About Open Editions
The Open Editions project publishes richly annotated open source literary texts. We aim to aggregate the literary knowledge that surrounds a text, codify that knowledge, and integrate it into the text.
Guiding Principles
1. Openness.
We believe in openness. That means open-source textual editing, open-access publishing, open project management, and all the accompanying principles of the Free and Open Source Software movement (FOSS). These are not just technical details, but a way of life.
Anyone can become a contributor. Read the Contributing page, and get in touch with us in our chatroom.
2. Meaningful markup.
Traditional textual encodings, like HTML, describe the way a text looks, rather than what it is. Consider italicized words, for example. In early HTML, they would be written <i>introibo</i>
where <i>
stands for “italics.” Later HTML made that more semantic, using <emph>
meaning “emphasized.” But a truly semantic markup tells us why a word is italicized. So we use <foreign xml:lang="la">introibo</foreign>
, which explains that the word is italicized because it is a foreign expression, and also that this is a Latin word (la
is the two-letter language code for Latin). This kind of semantic markup allows us to be explicit about what we’re reading, how we’re understanding it, and how computers should “understand” that meaning. When computers understand a text in this way, it allows humans to manipulate that data, and be able to learn more about the text programmatically. This is not meant as a replacement for traditional literary criticism, but an advancement of it.
3. Depth before breadth.
Other digital publishing projects are interested in gathering as many texts as possible. We are more interested in going as deep as possible into each text, as a way of exploring the potential for this semantic approach.

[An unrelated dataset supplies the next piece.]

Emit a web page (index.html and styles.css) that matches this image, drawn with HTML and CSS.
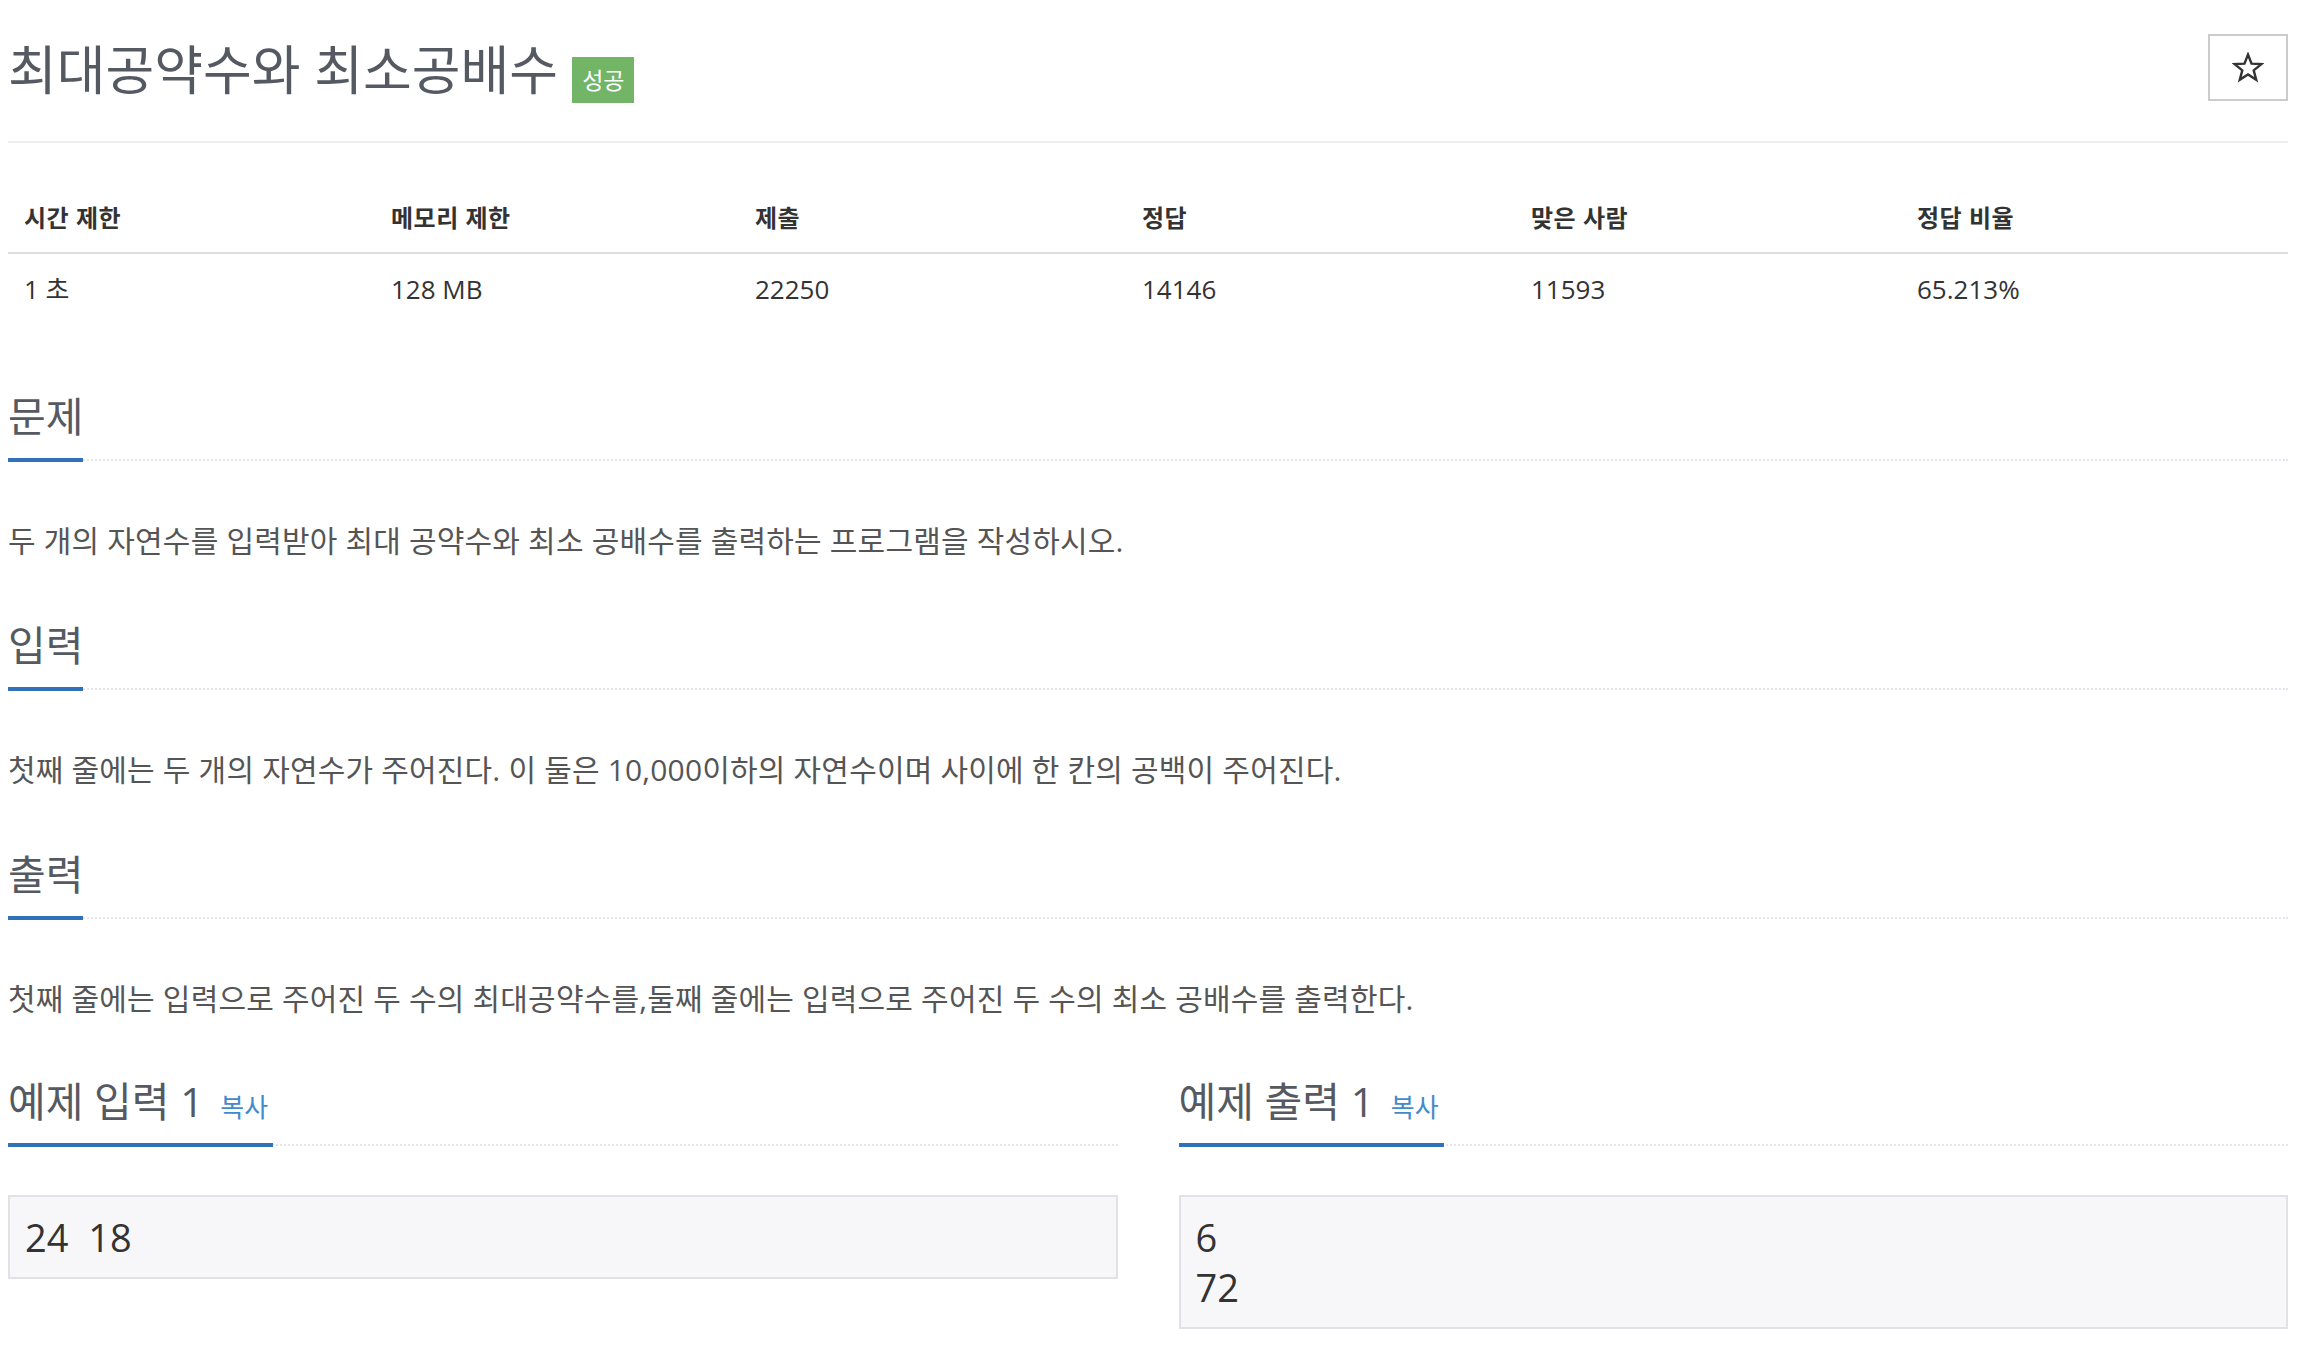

Thus, we are less interested in discussing ways to import thousands of new documents into our framework. Rather, we’re interested in the kinds of things scholars discuss in miscellanies. This is why so many of our texts are dense, like James Joyce’s Ulysses.
4. Standards and correctness.
It is more important to create a system that is robust and interoperable than to make something pretty. We would rather push clean, reusable data to GitHub than to publish a hastily-assembled website, just to have something to show off. Thus, our web views and interfaces lag behind by design.
Technologies
TEI XML
We use the P5 textual markup specification from the Text Encoding Initiative, which has been thinking about ways to encode text since the 80s. There is a vast toolchain that surrounds TEI markup, and there are many standards.
While it is true that there are some limitations to XML, we try to mitigate those where possible. For example, a common critique of TEI is that there are too many ways to encode the same textual features. A number of projects have tried to correct this. TEI Lite and TEI Simple are subsets of TEI intended to disambiguate markup choices. We don’t use either of these, but prefer to maintain a list of conventions, documenting how we use certain types of markup.
Git and GitHub
Distributed version control is crucial to our work, since it allows us to collaborate widely, using well-tested frameworks. Collaboration is public, thereby making our intellectual labor fair and transparent.
GitHub provides a place for us to store our Git repositories, and to communicate with each other via issues. We plan and discuss our editions there.